GIVEN RECORDS:
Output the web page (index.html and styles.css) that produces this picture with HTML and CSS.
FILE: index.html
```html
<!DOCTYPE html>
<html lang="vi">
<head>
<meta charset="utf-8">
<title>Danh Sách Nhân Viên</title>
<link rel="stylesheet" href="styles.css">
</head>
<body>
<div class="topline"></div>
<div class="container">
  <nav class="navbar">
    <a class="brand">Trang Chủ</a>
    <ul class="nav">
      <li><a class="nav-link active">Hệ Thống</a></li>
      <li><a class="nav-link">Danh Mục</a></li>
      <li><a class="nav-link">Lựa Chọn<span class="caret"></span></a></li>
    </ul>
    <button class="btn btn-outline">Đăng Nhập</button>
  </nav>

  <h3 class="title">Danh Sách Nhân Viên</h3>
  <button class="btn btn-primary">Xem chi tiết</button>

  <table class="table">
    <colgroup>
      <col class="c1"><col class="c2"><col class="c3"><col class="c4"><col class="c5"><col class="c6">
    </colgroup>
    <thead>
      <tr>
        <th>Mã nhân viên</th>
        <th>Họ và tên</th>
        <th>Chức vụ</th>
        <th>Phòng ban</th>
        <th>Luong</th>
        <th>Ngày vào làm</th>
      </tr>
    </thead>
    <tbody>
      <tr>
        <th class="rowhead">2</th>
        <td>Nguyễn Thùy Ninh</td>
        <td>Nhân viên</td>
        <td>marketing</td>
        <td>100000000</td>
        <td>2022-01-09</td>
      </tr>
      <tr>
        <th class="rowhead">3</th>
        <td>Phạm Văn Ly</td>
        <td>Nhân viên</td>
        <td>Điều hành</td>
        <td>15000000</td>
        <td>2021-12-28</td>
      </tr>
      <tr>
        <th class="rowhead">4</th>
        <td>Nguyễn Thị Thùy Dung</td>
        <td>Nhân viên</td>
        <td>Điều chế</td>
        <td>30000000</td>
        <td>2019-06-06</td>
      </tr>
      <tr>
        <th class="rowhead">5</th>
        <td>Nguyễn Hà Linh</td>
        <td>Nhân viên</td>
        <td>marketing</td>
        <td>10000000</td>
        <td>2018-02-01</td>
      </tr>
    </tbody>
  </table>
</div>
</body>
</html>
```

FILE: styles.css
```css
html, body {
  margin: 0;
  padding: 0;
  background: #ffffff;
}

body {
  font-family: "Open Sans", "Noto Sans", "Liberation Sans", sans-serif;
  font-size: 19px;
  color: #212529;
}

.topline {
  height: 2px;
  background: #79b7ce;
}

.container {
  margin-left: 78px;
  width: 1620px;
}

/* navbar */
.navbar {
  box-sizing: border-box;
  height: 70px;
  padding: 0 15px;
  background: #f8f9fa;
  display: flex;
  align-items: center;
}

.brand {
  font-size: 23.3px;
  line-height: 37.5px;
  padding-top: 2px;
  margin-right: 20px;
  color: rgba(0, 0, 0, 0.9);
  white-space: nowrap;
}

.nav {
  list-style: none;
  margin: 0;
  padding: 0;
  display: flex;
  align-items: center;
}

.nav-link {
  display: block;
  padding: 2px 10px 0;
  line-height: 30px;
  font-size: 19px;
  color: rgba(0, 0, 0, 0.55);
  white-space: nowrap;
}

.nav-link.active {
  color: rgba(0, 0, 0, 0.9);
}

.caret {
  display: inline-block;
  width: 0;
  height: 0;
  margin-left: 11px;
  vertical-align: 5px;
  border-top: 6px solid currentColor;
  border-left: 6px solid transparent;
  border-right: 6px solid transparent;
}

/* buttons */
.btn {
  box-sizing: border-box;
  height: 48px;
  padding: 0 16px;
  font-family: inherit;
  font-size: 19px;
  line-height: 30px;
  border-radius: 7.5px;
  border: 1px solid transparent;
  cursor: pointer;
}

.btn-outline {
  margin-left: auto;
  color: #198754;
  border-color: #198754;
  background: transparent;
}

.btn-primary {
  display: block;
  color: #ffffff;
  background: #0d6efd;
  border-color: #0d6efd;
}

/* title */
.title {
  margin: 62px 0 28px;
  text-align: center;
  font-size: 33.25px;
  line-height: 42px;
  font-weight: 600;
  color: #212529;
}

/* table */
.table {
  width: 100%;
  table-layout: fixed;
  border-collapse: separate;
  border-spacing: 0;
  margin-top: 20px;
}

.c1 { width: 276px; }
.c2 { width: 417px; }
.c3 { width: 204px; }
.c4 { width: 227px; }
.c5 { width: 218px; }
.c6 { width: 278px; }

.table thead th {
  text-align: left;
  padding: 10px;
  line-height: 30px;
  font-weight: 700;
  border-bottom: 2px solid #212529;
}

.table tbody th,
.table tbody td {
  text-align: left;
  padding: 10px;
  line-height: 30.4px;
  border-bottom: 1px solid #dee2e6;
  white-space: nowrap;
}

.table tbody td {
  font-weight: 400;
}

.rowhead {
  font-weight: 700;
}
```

...

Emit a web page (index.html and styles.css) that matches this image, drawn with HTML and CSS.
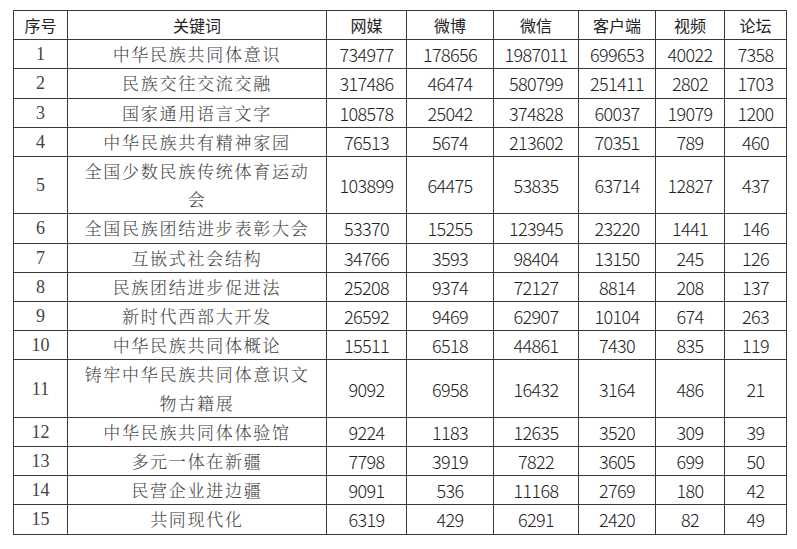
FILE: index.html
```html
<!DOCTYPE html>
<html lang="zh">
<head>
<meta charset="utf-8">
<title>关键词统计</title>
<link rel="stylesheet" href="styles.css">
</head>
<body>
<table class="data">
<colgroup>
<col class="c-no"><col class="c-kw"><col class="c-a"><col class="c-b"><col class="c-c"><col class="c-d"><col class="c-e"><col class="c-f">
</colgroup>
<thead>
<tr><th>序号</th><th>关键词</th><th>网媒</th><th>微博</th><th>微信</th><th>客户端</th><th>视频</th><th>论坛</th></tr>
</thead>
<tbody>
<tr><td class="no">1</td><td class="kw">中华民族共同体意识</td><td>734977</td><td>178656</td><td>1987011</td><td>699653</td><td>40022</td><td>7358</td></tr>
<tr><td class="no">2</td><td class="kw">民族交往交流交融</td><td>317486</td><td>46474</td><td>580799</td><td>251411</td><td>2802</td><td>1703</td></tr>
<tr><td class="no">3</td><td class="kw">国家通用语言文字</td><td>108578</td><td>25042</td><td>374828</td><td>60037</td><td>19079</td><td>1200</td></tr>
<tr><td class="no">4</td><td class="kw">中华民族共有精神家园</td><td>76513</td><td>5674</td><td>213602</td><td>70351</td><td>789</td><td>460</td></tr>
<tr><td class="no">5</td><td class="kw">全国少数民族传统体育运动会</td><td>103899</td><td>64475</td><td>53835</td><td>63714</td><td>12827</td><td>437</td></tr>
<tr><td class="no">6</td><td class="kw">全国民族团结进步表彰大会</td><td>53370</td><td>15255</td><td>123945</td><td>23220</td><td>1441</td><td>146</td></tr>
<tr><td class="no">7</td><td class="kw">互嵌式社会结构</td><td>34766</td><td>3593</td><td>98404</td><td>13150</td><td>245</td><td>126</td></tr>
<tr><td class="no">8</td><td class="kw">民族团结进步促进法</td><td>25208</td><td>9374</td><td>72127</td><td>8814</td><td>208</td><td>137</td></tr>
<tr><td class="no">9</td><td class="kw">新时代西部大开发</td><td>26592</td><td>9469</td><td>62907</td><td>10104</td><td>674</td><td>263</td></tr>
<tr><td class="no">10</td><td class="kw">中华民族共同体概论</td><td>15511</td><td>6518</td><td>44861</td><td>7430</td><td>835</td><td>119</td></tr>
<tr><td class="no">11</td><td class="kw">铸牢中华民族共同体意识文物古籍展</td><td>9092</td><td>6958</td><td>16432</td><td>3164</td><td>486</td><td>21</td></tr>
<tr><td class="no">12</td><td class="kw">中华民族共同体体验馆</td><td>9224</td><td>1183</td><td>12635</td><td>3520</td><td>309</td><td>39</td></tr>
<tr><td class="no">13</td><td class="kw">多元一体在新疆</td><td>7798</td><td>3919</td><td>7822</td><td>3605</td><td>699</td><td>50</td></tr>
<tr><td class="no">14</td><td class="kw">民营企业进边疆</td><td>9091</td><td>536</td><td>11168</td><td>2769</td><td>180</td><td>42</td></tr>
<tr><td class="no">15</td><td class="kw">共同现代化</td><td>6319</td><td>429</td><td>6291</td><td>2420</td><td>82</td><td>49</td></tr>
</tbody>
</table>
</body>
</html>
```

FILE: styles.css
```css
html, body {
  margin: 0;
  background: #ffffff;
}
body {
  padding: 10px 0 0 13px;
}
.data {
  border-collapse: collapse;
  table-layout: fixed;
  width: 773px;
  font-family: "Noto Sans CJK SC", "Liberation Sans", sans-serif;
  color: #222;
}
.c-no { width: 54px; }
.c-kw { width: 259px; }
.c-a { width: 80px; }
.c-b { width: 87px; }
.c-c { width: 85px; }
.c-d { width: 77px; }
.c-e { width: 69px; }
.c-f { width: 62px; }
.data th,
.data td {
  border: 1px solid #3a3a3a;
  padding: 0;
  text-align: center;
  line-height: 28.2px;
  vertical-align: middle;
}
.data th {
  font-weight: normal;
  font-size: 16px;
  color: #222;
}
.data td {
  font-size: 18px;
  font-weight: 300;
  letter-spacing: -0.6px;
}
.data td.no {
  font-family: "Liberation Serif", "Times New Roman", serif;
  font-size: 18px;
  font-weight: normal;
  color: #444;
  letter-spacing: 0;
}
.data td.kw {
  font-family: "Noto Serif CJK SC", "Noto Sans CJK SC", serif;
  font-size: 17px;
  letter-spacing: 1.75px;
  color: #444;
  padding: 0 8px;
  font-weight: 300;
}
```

--

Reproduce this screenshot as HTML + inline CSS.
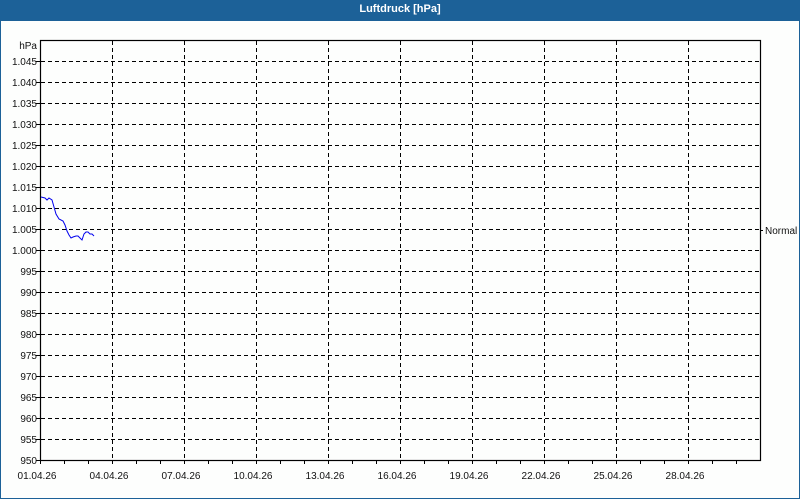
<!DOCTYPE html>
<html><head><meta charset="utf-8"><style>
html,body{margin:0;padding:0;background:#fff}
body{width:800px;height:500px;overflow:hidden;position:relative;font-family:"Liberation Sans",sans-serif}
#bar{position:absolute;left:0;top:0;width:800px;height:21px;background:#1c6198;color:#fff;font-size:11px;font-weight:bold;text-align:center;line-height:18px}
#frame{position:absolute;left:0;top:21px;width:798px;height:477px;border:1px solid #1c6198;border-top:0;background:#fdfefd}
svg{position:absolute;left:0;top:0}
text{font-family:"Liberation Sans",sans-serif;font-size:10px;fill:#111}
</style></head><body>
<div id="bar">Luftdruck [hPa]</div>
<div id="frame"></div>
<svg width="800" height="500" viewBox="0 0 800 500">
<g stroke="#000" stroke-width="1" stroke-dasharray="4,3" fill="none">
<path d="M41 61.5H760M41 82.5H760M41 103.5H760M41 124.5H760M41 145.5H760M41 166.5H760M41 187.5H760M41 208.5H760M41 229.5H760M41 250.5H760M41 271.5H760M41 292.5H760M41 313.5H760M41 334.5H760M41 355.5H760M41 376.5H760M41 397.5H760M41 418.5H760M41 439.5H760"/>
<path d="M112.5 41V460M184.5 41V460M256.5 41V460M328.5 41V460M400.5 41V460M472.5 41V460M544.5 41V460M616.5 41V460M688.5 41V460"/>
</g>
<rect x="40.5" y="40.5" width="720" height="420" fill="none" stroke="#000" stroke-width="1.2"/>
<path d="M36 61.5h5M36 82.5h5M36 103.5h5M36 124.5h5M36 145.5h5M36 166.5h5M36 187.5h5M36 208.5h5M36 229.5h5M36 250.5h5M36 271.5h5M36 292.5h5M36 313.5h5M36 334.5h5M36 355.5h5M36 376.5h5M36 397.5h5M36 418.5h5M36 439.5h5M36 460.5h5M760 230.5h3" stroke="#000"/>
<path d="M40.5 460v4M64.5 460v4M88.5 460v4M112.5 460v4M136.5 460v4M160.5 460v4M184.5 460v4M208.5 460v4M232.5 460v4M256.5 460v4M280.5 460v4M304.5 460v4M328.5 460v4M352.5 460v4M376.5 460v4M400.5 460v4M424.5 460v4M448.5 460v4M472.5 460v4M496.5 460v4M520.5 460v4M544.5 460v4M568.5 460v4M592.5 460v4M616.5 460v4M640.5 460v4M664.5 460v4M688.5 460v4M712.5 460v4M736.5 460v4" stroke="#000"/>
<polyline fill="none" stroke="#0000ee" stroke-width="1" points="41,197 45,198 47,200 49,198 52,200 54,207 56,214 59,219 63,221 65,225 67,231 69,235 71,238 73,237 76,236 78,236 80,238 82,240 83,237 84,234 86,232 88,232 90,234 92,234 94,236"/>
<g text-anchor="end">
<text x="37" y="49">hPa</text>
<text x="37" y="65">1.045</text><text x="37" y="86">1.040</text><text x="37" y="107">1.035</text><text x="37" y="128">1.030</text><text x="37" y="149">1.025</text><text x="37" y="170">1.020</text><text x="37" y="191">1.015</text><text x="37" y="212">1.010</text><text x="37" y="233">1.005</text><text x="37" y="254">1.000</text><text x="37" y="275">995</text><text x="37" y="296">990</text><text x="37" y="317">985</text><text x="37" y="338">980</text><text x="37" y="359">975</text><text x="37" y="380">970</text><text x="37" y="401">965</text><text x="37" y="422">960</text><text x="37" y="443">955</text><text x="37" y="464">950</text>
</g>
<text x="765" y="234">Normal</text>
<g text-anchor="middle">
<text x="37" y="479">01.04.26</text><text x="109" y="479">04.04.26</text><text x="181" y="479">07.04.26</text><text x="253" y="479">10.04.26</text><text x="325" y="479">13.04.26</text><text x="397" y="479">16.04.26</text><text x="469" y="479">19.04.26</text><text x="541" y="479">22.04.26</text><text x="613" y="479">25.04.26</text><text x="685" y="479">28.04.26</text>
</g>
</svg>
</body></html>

CHALLENGE:
Where a line above includes "with", copy that line.

WRITTEN ANSWER:
Output the web page (index.html and styles.css) that produces this picture with HTML and CSS.
Emit a web page (index.html and styles.css) that matches this image, drawn with HTML and CSS.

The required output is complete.